Asse Intestino – cervello
L’ipotesi, non del tutto nuova, è portata avanti dai ricercatori dei dipartimenti di medicina e farmabiotica alimentare dell’università di Hamilton, in Canada. In una ricerca pubblicata su Neurogastroenterology & Motility, infatti, gli scienziati hanno confermato l’esistenza di una fitta rete di scambi, in entrambe le direzioni, tra l’intestino e il cervello, in grado di modulare il rilascio di citochine e neurotrasmettitori che influenzano i comportamenti dell’uomo. Se le evidenze degli effetti della comunicazione in senso opposto erano già chiari – non mancano i riscontri di pazienti con disturbi psichiatrici che avvertono sintomi a livello dell’apparato digerente -, più interessanti e da esplorare sono gli effetti causati dall’intestino sul cervello.
La ricerca
Nei pazienti depressi spesso si riscontrano disordini dell’asse ipotalamo-ipofisi-surrene, con un’elevata concentrazione nel sangue del cortisolo (ormone dello stress) e di alcune citochine infiammatorie, ritenute marker attendibili della malattia. Partendo da queste certezze, i ricercatori hanno indotto una lesione bilaterale del bulbo olfattivo nei topi, per misurare l’attività del colon e dell’asse ipotalamo-ipofisario: prima e dopo l’intervento. Si è così notato che i topi su cui si era intervenuti, a differenza del gruppo di controllo, avevano un’elevata concentrazione dell’ormone Crh – fattore di rilascio della corticotropina, abbondante in condizioni di stress – in circolo, associata a un’aumentata motilità intestinale e a un alterato profilo microbico nel tubo digerente. «Questi risultati rappresentano una base tramite cui collegare le manifestazioni comportamentali alla sindrome del colon irritabile – hanno spiegato gli autori della pubblicazione -. Sebbene nessuno abbia ancora indagato come sia composta la flora intestinale di un paziente depresso, in molti studi oltre il 50% di chi soffre di disturbi del tratto digerente ha già ricevuto anche una diagnosi psichiatrica».

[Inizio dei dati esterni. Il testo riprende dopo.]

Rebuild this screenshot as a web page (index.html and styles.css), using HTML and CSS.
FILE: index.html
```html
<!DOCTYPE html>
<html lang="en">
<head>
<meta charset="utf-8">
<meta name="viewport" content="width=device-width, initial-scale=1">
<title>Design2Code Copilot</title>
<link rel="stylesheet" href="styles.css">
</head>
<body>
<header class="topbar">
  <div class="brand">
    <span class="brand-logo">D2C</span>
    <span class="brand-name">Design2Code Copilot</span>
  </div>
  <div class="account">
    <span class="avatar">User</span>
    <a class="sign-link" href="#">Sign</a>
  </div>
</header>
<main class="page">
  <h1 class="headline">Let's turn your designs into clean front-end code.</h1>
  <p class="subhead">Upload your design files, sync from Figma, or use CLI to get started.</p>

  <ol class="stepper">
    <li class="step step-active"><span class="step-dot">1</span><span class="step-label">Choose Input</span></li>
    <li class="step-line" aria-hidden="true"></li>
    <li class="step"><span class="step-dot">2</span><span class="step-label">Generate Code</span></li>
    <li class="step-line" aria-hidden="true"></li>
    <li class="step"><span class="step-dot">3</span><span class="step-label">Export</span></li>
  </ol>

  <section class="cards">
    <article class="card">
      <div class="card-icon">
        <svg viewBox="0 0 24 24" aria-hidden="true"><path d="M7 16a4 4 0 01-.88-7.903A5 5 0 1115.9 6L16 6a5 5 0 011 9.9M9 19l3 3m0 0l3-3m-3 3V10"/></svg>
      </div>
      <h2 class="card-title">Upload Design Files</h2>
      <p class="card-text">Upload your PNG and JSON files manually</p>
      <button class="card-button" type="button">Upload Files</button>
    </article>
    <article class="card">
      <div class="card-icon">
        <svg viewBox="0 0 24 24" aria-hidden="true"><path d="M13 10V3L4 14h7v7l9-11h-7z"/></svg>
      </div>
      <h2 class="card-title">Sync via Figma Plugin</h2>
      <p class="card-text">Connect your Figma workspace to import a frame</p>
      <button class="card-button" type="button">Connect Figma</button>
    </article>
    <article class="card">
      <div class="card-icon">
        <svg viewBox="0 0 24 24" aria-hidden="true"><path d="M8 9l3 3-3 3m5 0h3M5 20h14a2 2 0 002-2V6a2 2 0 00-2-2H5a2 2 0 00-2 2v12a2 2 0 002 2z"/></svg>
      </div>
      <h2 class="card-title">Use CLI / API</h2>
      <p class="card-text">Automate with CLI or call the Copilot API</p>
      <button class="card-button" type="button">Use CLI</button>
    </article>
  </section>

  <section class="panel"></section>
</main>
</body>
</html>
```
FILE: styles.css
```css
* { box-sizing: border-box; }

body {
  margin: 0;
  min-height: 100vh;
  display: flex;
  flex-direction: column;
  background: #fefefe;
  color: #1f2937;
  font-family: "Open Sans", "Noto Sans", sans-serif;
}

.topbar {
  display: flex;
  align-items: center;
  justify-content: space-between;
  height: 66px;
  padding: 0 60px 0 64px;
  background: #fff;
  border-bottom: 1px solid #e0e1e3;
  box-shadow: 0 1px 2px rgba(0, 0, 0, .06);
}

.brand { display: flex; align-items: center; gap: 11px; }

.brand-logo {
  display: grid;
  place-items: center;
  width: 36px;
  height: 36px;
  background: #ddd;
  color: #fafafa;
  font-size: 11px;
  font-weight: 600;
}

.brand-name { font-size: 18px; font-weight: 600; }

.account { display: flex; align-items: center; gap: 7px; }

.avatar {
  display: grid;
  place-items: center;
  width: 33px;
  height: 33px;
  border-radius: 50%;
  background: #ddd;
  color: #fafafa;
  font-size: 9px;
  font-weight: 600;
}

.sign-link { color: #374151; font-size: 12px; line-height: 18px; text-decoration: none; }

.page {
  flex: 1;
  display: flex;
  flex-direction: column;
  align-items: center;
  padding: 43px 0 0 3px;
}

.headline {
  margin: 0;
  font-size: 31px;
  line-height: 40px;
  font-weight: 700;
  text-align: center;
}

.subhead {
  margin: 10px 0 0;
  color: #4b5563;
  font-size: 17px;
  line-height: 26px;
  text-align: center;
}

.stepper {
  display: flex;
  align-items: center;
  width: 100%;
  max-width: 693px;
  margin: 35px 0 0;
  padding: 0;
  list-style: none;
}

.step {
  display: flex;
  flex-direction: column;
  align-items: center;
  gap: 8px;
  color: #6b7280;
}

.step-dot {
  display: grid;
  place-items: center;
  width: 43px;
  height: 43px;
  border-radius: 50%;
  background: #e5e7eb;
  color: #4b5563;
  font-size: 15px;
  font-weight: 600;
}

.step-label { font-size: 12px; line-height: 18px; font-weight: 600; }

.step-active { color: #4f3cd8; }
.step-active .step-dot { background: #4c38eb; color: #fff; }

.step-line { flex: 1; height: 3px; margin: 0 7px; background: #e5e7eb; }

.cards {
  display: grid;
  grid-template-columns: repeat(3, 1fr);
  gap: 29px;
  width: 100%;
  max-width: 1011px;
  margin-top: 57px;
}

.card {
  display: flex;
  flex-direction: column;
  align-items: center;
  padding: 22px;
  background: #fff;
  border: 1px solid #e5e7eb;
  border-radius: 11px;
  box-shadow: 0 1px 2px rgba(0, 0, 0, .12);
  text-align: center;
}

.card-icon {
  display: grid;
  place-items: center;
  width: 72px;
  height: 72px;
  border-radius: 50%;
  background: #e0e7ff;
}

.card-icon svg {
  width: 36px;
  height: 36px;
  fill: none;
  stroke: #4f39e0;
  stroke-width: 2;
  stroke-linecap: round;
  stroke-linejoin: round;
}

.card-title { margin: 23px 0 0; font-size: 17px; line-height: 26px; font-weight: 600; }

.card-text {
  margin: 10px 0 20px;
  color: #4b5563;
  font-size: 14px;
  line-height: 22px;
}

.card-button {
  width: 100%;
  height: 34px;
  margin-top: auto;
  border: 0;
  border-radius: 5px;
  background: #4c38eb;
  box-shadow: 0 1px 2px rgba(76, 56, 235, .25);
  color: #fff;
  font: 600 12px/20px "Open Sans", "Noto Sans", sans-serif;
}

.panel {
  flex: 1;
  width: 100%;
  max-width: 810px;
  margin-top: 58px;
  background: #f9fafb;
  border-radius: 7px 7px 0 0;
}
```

L’Imput parte dall’intestino?
Sebbene la maggior parte delle ricerche sui possibili campi d’azione della flora intestinale siano ancora compiuti sui topi, non mancano le evidenze che lasciano presagire un ruolo da parte dei batteri intestinali sul comportamento. L’ultimo riscontro è arrivato da uno studio pubblicato su Molecular Psychiatry, che ha evidenziato come topi sterili (privati della flora batterica intestinale) evitassero di socializzare ed entrare in ambienti nuovi rispetto a quelli fino a quel momento frequentati. Un insieme di dati che lascia la porta aperta a interessanti applicazioni terapeutiche: tra cui l’uso di antibiotici e probiotici per la cura dei disturbi psichiatrici.